Le fait de vouloir affecter des publics et de jouer sur leurs émotions afin de susciter une forme d’engagement de leur part implique un retour du bâton, remarque le professeur. Les usagers du web affectent aussi les organisations et leurs professionnels de la communication par des messages souvent négatifs, comme des attaques personnelles, des insultes et autres commentaires toxiques, lesquels prolifèrent sur les réseaux sociaux depuis quelques années.

«Les travailleurs et travailleuses du clic doivent réguler les émotions exprimées par leurs publics ainsi que leurs propres émotions, ce qui n’est pas pris en compte par leur employeur, souligne Camille Alloing. Imaginons un gestionnaire de communauté lançant une blague sur un sujet donné pour générer des interactions. Si la blague passe mal, des usagers vont aussitôt attaquer l’organisation. Et la responsabilité tombe sur les épaules du gestionnaire, qui doit faire preuve de retenue.»

Dans sa recherche, le professeur entend évaluer les risques que comporte le travail émotionnel. «Certains travailleurs du clic, notamment les modérateurs de contenus, s’interrogent sur le sens de leur travail, éprouvent des formes de frustration, voire de détresse dans certains cas. Ils subissent beaucoup de pression pour être performants et souffrent d’un manque de reconnaissance ou de compréhension de la part de leur organisation, en particulier dans le secteur privé.» Pour éviter d’être envahis par leur travail, ces professionnels utilisent diverses techniques de déconnexion: mettre son téléphone intelligent dans un tiroir durant le week-end ou ne pas télécharger certaines applications.

Ces problèmes se sont aggravés durant la pandémie, alors que le volume d’interactions entre les organisations et leurs publics a énormément augmenté. «Plusieurs professionnels du clic, qui se considéraient déjà incompris avant la crise sanitaire, se sont retrouvés en mode télétravail et se sont sentis davantage isolés», observe Camille Alloing.

Quelle efficacité?

Le chercheur vise, par ailleurs, à mesurer l’efficacité du travail émotionnel en procédant à des collectes de données numériques pour quantifier les stratégies de communication affectives en ligne, en observant les pratiques des travailleurs du clic et en ayant des entretiens avec eux afin de mieux comprendre leurs tâches.

«Avec mon équipe, composée d’étudiantes et d’étudiants, nous observons pendant un mois les publications d’organisations sur Instagram et Facebook pour identifier quels types de contenus suscitent le plus de réactions, explique Camille Alloing.

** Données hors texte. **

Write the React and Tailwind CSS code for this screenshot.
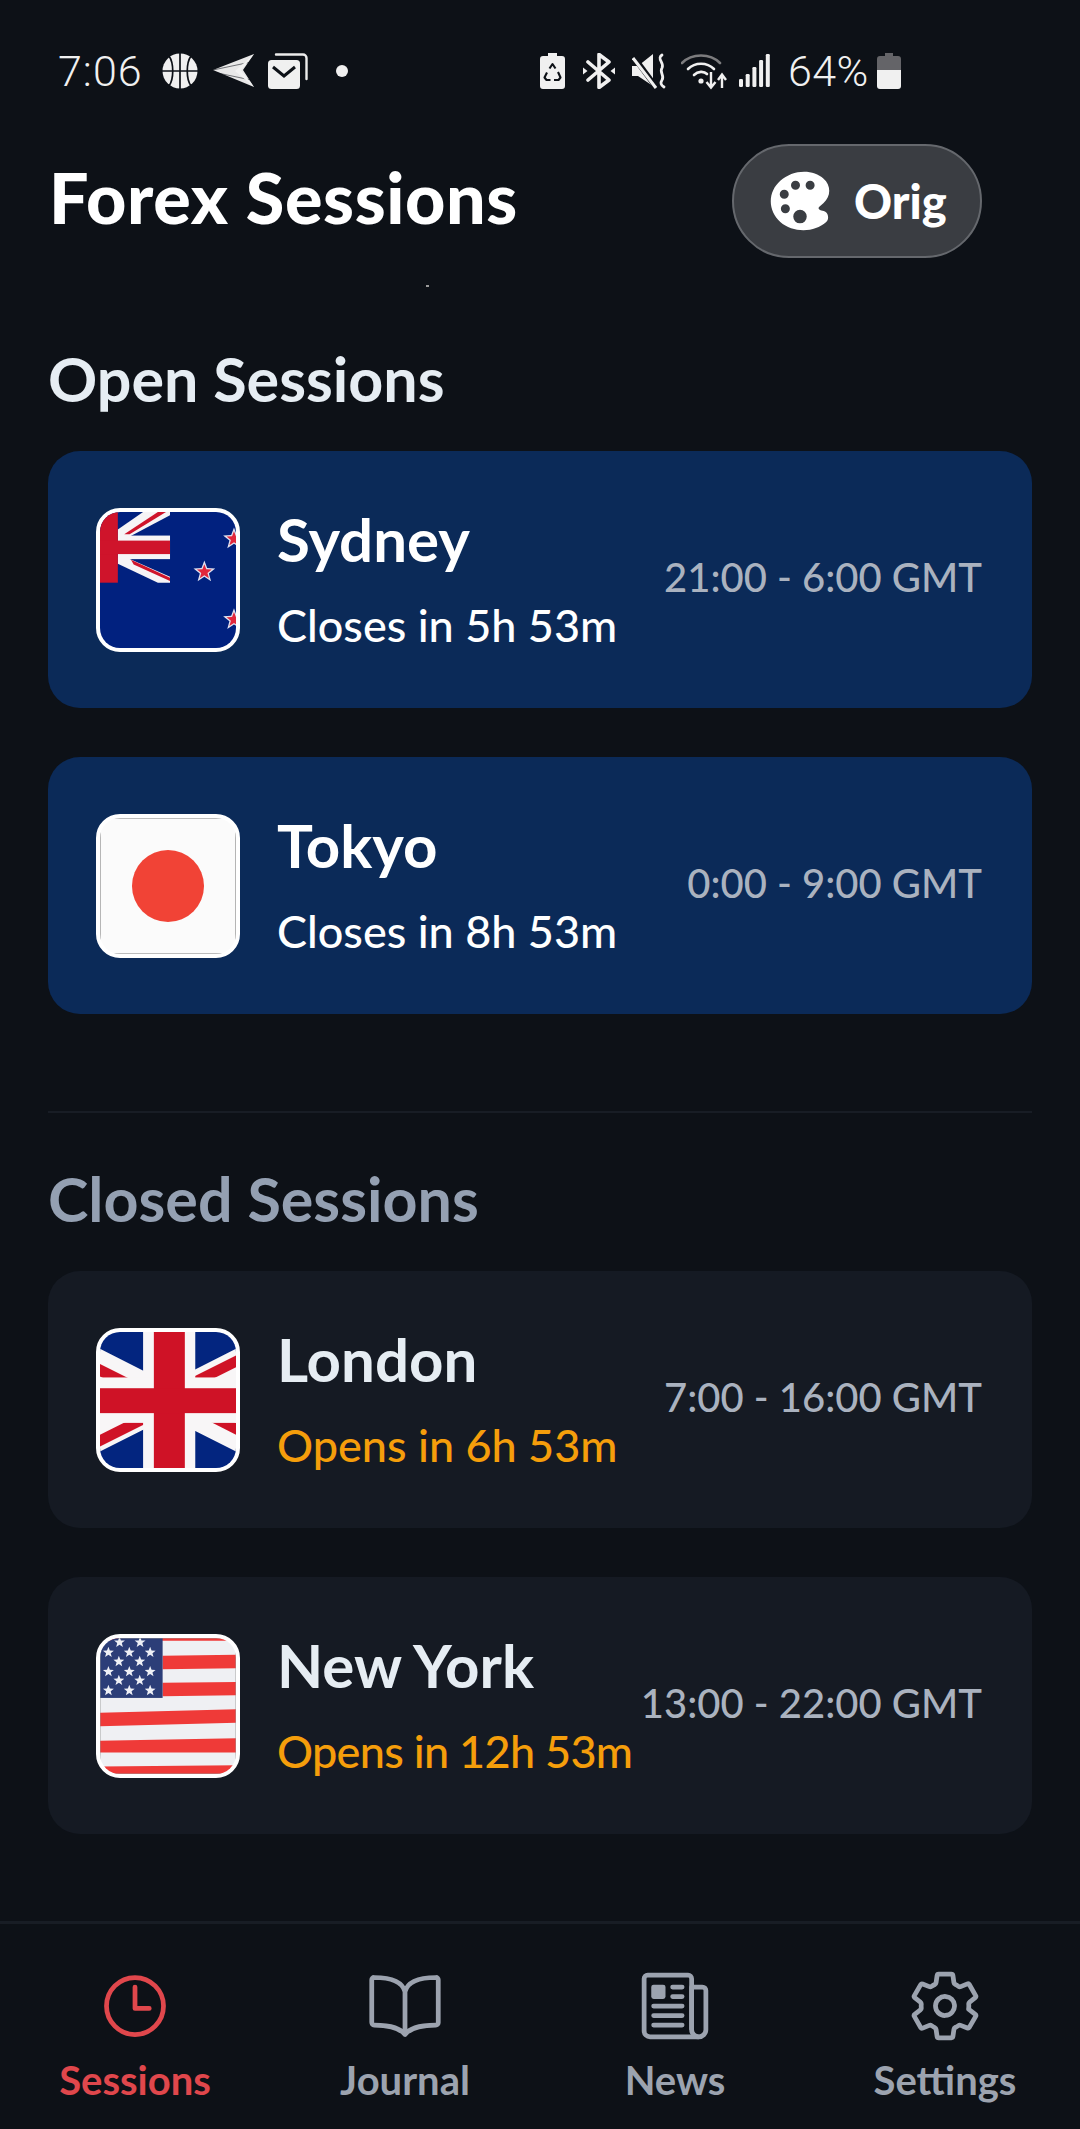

On constate que lorsqu’une organisation fait quelque chose qui permet de générer un volume important de clics, d’élever le niveau d’achalandage sur les réseaux sociaux, les autres ont tendance à l’imiter, contribuant à la standardisation des pratiques.»

Cela dit, la performance des travailleurs du clic demeure encore difficile à évaluer, reconnaît le professeur, sauf dans certains cas précis, comme celui du commerce en ligne.

Développer des compétences

Gérer une communauté en ligne ou modérer des contenus sur le web demande des compétences qui ne sont pas enseignées dans la plupart des universités, déplore Camille Alloing. «Heureusement, à l’UQAM, la Faculté de communication offre un programme de certificat en communication – médias sociaux et organisation, qui vise à former des professionnels capables d’animer et de fédérer pour une organisation ou une entreprise les échanges qu’elles entretiennent avec leurs publics sur internet.»

Le professeur croit que sa recherche devrait servir à bonifier cette formation en intégrant les enjeux reliés à la mesure de l’efficacité des tâches accomplies par les professionnels du clic et à la nature de leur travail émotionnel. «Les résultats de la recherche sont susceptibles d’intéresser les chercheurs en sciences sociales qui travaillent sur les environnements numériques ainsi que des syndicats et des associations professionnelles. Des groupes de discussion seront organisés avec des professionnels du clic, qui souhaitent améliorer leurs pratiques et mieux gérer leurs interactions quotidiennes avec leurs publics.»

Les résultats seront aussi partagés avec des représentants d’organisations – des responsables des ressources humaines, par exemple – qui emploient des professionnels du clic, assure le chercheur. Enfin, des consultations seront menées avec d’autres acteurs de la communication numérique pour affiner les analyses.

Camille Alloing est le directeur du LabFluens, un nouveau laboratoire de recherche sur l’influence et la communication. «Nous formons une petite équipe de chercheuses et chercheurs qui essayons de dépsychologiser la notion d’influence en l’associant à un ensemble de stratégies et de pratiques ayant pour but d’agir sur des décisions, des comportements et des opinions.»